Google refuses to follow the standards of objective and straightforward journalism and guess what ... journalism has started to die. Google unilaterally decides to digitize every single book they can get their hands on around the world without the copyright owners' permission ... and guess what ... the book publishing industry turns into a steep downward cycle ... if not a tail spin. Newspapers are all selling out, if not giving up. Google pays $1.65 billion for a start up company called YouTube, that, by and large, uses stolen property to attract its customers. Technology companies agree to censor content in China while the Chinese government applauds the fact that its piracy rate is now only slightly above the 80% level. Kids get thrown out of fraternities if they are found actually paying for music or movies they download online ... let alone using e-mail. These are no longer socially acceptable practices ... or hip. Obnoxious and intrusive advertising smears all of our online lives. Who produces these pop-up and banner ads anyway? The whole advertising industry has caved into the "science" of it all ... and it's supposed to strike a delicate balance between both science and art. Always has.

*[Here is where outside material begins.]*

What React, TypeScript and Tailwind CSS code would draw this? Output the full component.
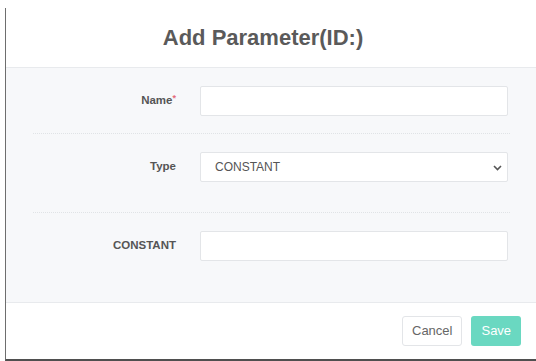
import React from "react";

const font = "font-['Liberation_Sans',_Arial,_sans-serif]";

function Row({
  label,
  required,
  children,
}: {
  label: string;
  required?: boolean;
  children: React.ReactNode;
}) {
  return (
    <div className="flex items-center">
      <label className="w-[143px] shrink-0 text-right text-[11.5px] font-bold text-[#555]">
        {label}
        {required && <span className="text-[#e46b7b] align-top text-[9px]">*</span>}
      </label>
      <div className="ml-[24px] w-[308px]">{children}</div>
    </div>
  );
}

export default function App() {
  return (
    <div className={`${font} w-[536px] h-[361px] bg-white pt-2 pl-[5px] overflow-hidden`}>
      <div className="h-[353px] w-[540px] flex flex-col border-l border-b-2 border-l-[#6e6e6e] border-b-[#4f4f4f] bg-white">
        {/* Header */}
        <div className="h-[60px] shrink-0 flex items-center justify-center border-b border-[#e8eaed] pr-[25px]">
          <h1 className="text-[22px] font-bold text-[#5a5a5a]">Add Parameter(ID:)</h1>
        </div>

        {/* Body */}
        <div className="h-[234px] shrink-0 bg-[#f7f8fa] pl-[27px] pt-[18px]">
          <div className="w-[477px]">
            <Row label="Name" required>
              <input className="block w-full h-[30px] bg-white border border-[#e3e5e8] rounded-[2px] outline-none" />
            </Row>
            <div className="mt-[17px] border-t border-dotted border-[#e0e3e6]" />
            <div className="mt-[18px]">
              <Row label="Type">
                <div className="relative">
                  <select className="block w-full h-[30px] appearance-none bg-white border border-[#e3e5e8] rounded-[2px] pl-[14px] text-[12px] text-[#555] outline-none">
                    <option>CONSTANT</option>
                  </select>
                  <svg
                    className="absolute right-[6px] top-[13px]"
                    width="9"
                    height="6"
                    viewBox="0 0 9 6"
                  >
                    <polyline points="1,1 4.5,4.5 8,1" fill="none" stroke="#555" strokeWidth="1.6" />
                  </svg>
                </div>
              </Row>
            </div>
            <div className="mt-[30px] border-t border-dotted border-[#e0e3e6]" />
            <div className="mt-[18px]">
              <Row label="CONSTANT">
                <input className="block w-full h-[30px] bg-white border border-[#e3e5e8] rounded-[2px] outline-none" />
              </Row>
            </div>
          </div>
        </div>

        {/* Footer */}
        <div className="flex-1 border-t border-[#e8eaed] flex items-center justify-start pl-[396px] gap-[9px]">
          <button className="h-[30px] px-[9px] bg-white border border-[#e3e5e8] rounded-[3px] text-[13px] text-[#666]">
            Cancel
          </button>
          <button className="h-[30px] px-[10px] bg-[#6ad8c1] rounded-[3px] text-[13px] text-white">
            Save
          </button>
        </div>
      </div>
    </div>
  );
}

Hey, I'm not against progress. I love these search engines and what they can do. Used fairly, they can really enhance our lives. But I don't want to be exposed to stolen property every time I turn around. Are there really 147,645 companies out there giving away original content that is part of the "public domain" as Google claims? I don't think so. I'm aware that I, too, have potential liability even as an innocent user of this digital "stuff" I download online when the property is stolen. I just want to hear the truth. Who owns the content on your website anyway? Never had to worry about his sort of thing before. Responsible advertisers would provide me with a shield. I just like being told when I'm about to get hoodwinked. "Bend over ... we realize that there's no water in the shower, but our engineers are working on that one as well." Semantic water.
Go ahead, technology companies. Take all of the money. You might as well before another country like Brazil, Russia, India or China (the so-called emerging BRICs) starts to dominate the game.
But please don't call yourself an advertising company. You're a delivery medium. Stick to your knitting. We've had to solve enough problems over the years ... dealing with our own unique blend of greenhairs and greenbacks ... on our own!
Long live the power of the honest pitch! Wake up advertising companies ... we need you!
George P. Riddick, III
gpaine3@yahoo.com
Interesting rant, however so-highly inaccurate I don't even know where to begin. Sounds like you're in the boat of the old-school; taking the seat on board the titanic, if you will. The ships going down, my friend.
Google is not an "advertising company." The are a technology company that provides a ad-platform for "advertisers" or search marketers to cost-effectively distribute their clients brands across the internet in highly targeted channels.
It sounds like if you have a very disgruntled view of advertising and technology in general. That's all I can really respond to.
George hit the nail on the head. A thief is a thief is a thief. OK maybe Google and its soldier Youtube don't directly steal, they just profit from aiding and abetting the thieves. I beleive it is still illegal to fence stolen goods or drive the getaway car. Of course you don't care as long as you don't pay (that you can see). Why is it any more legal to steal music online than to take the CD out of the store? Oh thats right - you are unlikely to be caught. So its OK to streal if yopu can get away with it? It about time that the army of thieves being trained by tech teurns on its masters and finds ways to take their software and services without paying, then rights management would no longer be some evil empire scheme. But I suppose you hate those sensors at stores that make noise when you try to run out the door with merchandise, no?
In favor of Artist being paid for their work.